More from Angelo Codevilla's book Advice to War Presidents: A Remedial Course in Statecraft on what the U.S. could do if we were serious about going after the money that funds terrorism:
It is true that our own regime's present proclivities and prejudices make cutting the Saudis off from money well nigh impossible. But it is just as true that actually doing the cutting would be easy. Instantly, U.S. banks (and such other banks as value their access to the U.S. banking system) can freeze the accounts of Saudi citizens. Saudi oil revenues can be placed in escrow accounts. Simultaneously, U.S. forces can seize control of the main Saudi fields and loading centers almost without opposition, pushing the Wahabi Saudis back to their original tribal areas in the Arabian Peninsula's center. This would please mightily the coastal Shia tribes whom the Saudis oppress and live nearest the oil. The various foreigners who actually run the oil industry would also get a better deal. On the Red Sea side of the peninsula, U.S. forces could help the tribes who lost to the Saudis in 1921, descendants of the Prophet Muhammed who chafe under Wahabism, to take their historic vengeance.
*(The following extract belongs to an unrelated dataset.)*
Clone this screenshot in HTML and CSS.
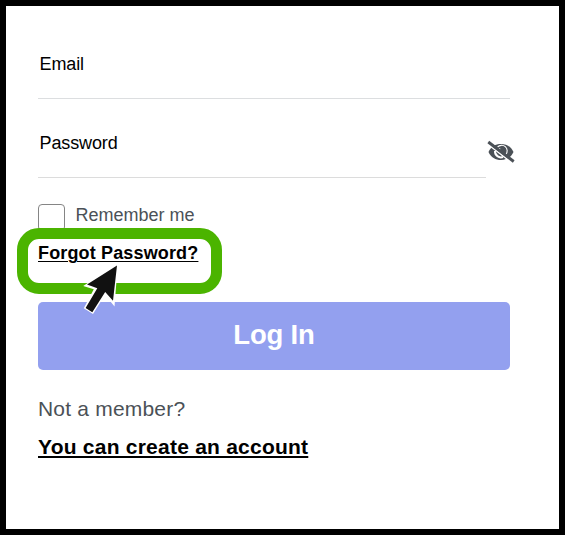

To forestall the interior tribes' resistance, the United States can blockade to deprive them pf food and essential maintenance, while letting it be known that the material and financial blockade would be lifted somewhat once the Saudi regime had been replaced, the Wahabis eliminated, and the tribes posed no danger to the world. That would be war.
Indeed it would. In the immediate aftermath of 9/11, I thought that seizing the Saudi oil fields should have been our first military response. Nearly eight years later, it's a bit depressing to consider how little has changed vis a vis Saudi Arabia and its importance in supporting (directly or indirectly) Islamic terrorism.